И вот нужно ли на такой предмет увеличивать часы? С одной стороны, вроде бы хорошо, чтобы все писали грамотно. Но это не тот предмет, которым можно кого-то увлечь. Поэтому мне кажется, что у защитников традиции есть некий романтизм в восприятии того, что было. Школа должна меняться – пусть медленнее, чем общество, но все равно. Просто увеличив часы на русский и литературу, мы не добьемся, чтобы ученики читали Толстого и Достоевского.
«СП»: - А если язык будет снова напрямую связан с социальным статусом - это поможет массовому овладению литературным языком?
- Конечно. Если будет престижно читать Льва Толстого, если будет престижно говорить грамотно, то да. Опять-таки, некоторые робкие движения в эту сторону существуют. Даже самые прагматические фирмы проводят тренинги по русскому языку, по коммуникациям. Значит, это кому-то нужно. Но просто сказать – давайте вернемся – нельзя, это будет абсолютной профанацией.
«СП»: - Почему?
- Опять-таки, это мое личное мнение. Я помню по себе, что те произведения классической литературы, которые я успевал прочесть до обсуждения в школе, я очень люблю. А те, что я не успевал прочесть и попадал на традиционное школьное обсуждение – «образ», «тема» - остались надолго непонятыми и нелюбимыми. Тут вопрос – на кого мы рассчитываем это увеличение часов? На тех, кому школа не очень нужна, кто учит это в семье и читает сам? Это им не особенно нужно. Или мы рассчитываем на тех, кто книжки ненавидит? Или на какую-то середину? Люди слишком разные, и когда мы говорим, что нужно всем увеличить количество литературы – это получается странно. Я же помню, какой профанацией были сочинения. Абсолютно стереотипные работы нужно было писать, стандартным языком, не выдавая своей индивидуальности, иначе за нее может попасть.
«СП»: - Многие ностальгируют не столько по сочинениям, сколько по штудируемым «эталонным текстам», вроде огромного учившегося наизусть отрывка о Ваньке Жукове…
- Да, это общекультурная вещь, которую мы тоже потеряли. Общие фоновые знания. Сейчас очень трудно даже в компании собравшихся найти общеинтересные книжки. Нету общего. Раньше мы понимали, что есть какое-то количество произведений, которые читали все. Вместе с общими книгами исчезло и «перебрасывание цитатами». Сейчас нет такого автора, которого бы все обсуждали.
«СП»: - Стоит ли строить эту систему заново?
- Боюсь, что такую задачу решить невозможно.
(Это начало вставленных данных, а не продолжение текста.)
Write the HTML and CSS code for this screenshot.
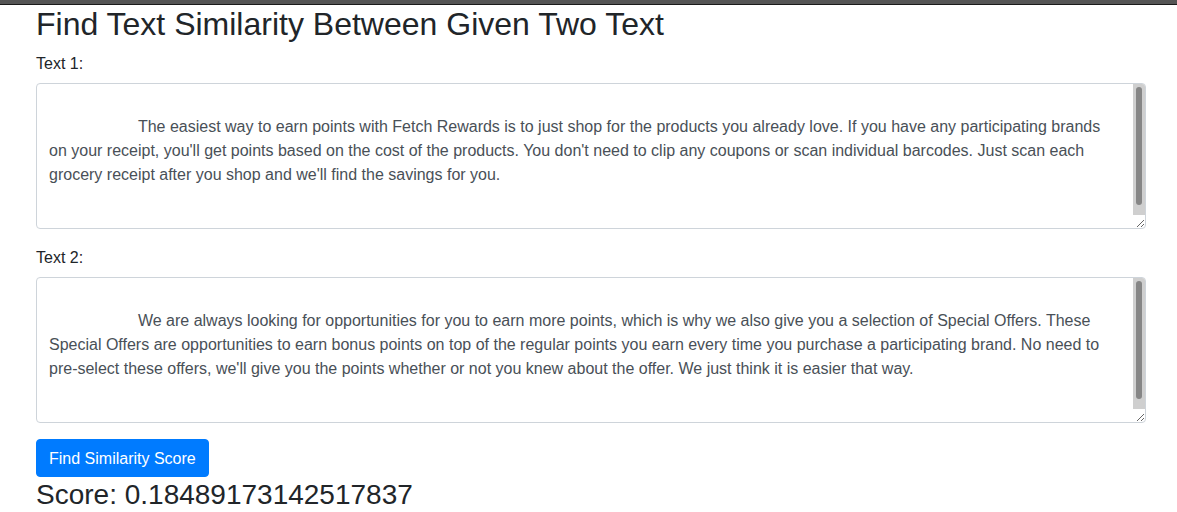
FILE: index.html
```html
<!DOCTYPE html>
<html lang="en">
<head>
<meta charset="utf-8">
<title>Find Text Similarity</title>
<link rel="stylesheet" href="styles.css">
</head>
<body>
<div class="topbar"></div>
<div class="container">
  <h2 class="title">Find Text Similarity Between Given Two Text</h2>
  <form class="form">
    <div class="form-group">
      <label class="label" for="t1">Text 1:</label>
      <div class="field">
        <textarea id="t1" class="form-control">

                    The easiest way to earn points with Fetch Rewards is to just shop for the products you already love. If you have any participating brands on your receipt, you'll get points based on the cost of the products. You don't need to clip any coupons or scan individual barcodes. Just scan each grocery receipt after you shop and we'll find the savings for you.
</textarea>
        <div class="scrollbar"><div class="thumb"></div></div>
      </div>
    </div>
    <div class="form-group">
      <label class="label" for="t2">Text 2:</label>
      <div class="field">
        <textarea id="t2" class="form-control">

                    We are always looking for opportunities for you to earn more points, which is why we also give you a selection of Special Offers. These Special Offers are opportunities to earn bonus points on top of the regular points you earn every time you purchase a participating brand. No need to pre-select these offers, we'll give you the points whether or not you knew about the offer. We just think it is easier that way.
</textarea>
        <div class="scrollbar"><div class="thumb"></div></div>
      </div>
    </div>
    <button type="button" class="btn">Find Similarity Score</button>
  </form>
  <h3 class="score">Score: 0.18489173142517837</h3>
</div>
</body>
</html>
```

FILE: styles.css
```css
html, body {
  margin: 0;
  padding: 0;
  background: #fff;
}
body {
  font-family: "Liberation Sans", Arial, sans-serif;
  font-size: 16px;
  line-height: 1.5;
  color: #212529;
  overflow: hidden;
}
.topbar {
  height: 4px;
  background: #555555;
  border-bottom: 1px solid #1a1a1a;
}
.container {
  width: 1110px;
  margin-left: 36px;
}
.title {
  margin: 0 0 8px 0;
  font-size: 32px;
  font-weight: 500;
  line-height: 1.2;
}
.form {
  margin: 0;
}
.form-group {
  margin-bottom: 16px;
}
.label {
  display: inline-block;
  padding-top: 1px;
  margin-bottom: 7px;
}
.field {
  position: relative;
}
.form-control {
  display: block;
  box-sizing: border-box;
  width: 100%;
  height: 146px;
  margin: 0;
  padding: 7px 24px 5px 12px;
  font-family: inherit;
  font-size: 16px;
  line-height: 1.5;
  color: #495057;
  background: #fff;
  border: 1px solid #ced4da;
  border-radius: 4px;
  overflow: hidden;
  resize: vertical;
}
.scrollbar {
  position: absolute;
  top: 1px;
  right: 1px;
  width: 12px;
  height: 131px;
  background: #cfcfcf;
  border-top-right-radius: 3px;
}
.thumb {
  position: absolute;
  top: 3px;
  left: 3px;
  width: 6px;
  height: 118px;
  background: #868686;
  border-radius: 3px;
}
.btn {
  display: inline-block;
  margin: 0;
  padding: 7px 12px 5px 12px;
  font-family: inherit;
  font-size: 16px;
  line-height: 1.5;
  color: #fff;
  background: #007bff;
  border: 1px solid #007bff;
  border-radius: 4px;
  cursor: pointer;
}
.score {
  margin: 0;
  padding-top: 1px;
  font-size: 28px;
  font-weight: 500;
  line-height: 1.2;
}
```
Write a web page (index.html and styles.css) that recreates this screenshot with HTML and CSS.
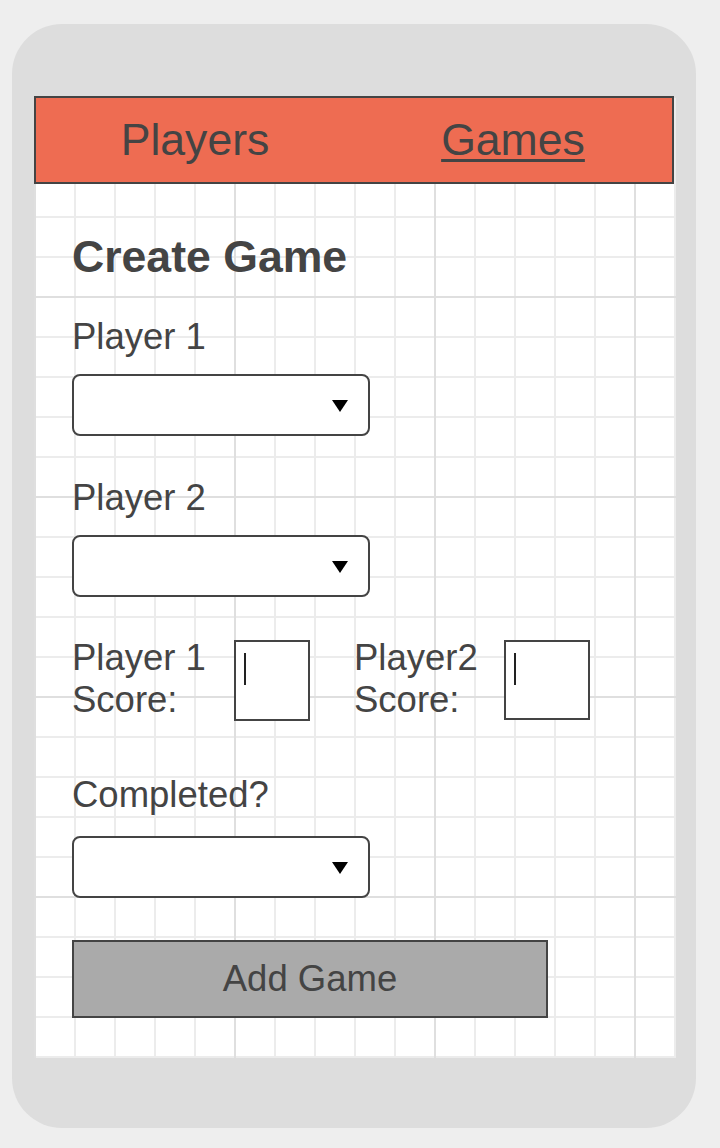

Должен быть какой-то запрос. Мы всё хотим что-то навязать обществу – а ведь оно обычно созревает само.
«СП»: - Но ведь изучали же в гимназиях огромные тексты, а в древности и вовсе учили «Илиаду» наизусть. Может быть, вернуться?
- Да, гимназическое образование построено именно на этом. Есть корпус текстов, которые надо прочесть – и читай! Сегодня есть ностальгия по такому образованию – но ведь школьники всё это ненавидели! Почитайте Чуковского хотя бы. Старики же потом ностальгически вспоминали молодость – и то, что в этой молодости ненавидели. «А вот мы учили яти, а вы нет».
«СП»: - Сейчас есть люди, которые свои блоги ведут в дореформенной орфографии – как вы к этому относитесь?
- Это такая приятная чудаковатость. Я с симпатией отношусь к этой манере, но не желаю, чтобы это стало законом. Мне – хоть я считаю себя образованным человеком – текст в старой орфографии читать тяжелее, чем текст, написанный в новой. Конечно, я за разнообразие текстового самовыражения. Но это именно маргинальные вещи, и мне не хочется, чтобы это стало ядром.
«СП»: - То есть отношение к языковой норме – это всего лишь привычка?
- Конечно, это как у Достоевского: «ко всему-то подлец человек привыкает». Почему так боролись с «парашутом»? Потому что привыкли к «Ю»! А заставь всех грамотных людей в стране написать «парашут» по 5 000 раз – и все привыкнут, деваться будет некуда. Вопрос – зачем это делать? Зачем нас переучивать, если мы привыкли к такому?
Привычка, в общем – это комфорт, и язык тут не исключение. Но внешний мир, меняясь, подталкивает нас к тому, что меняется и язык.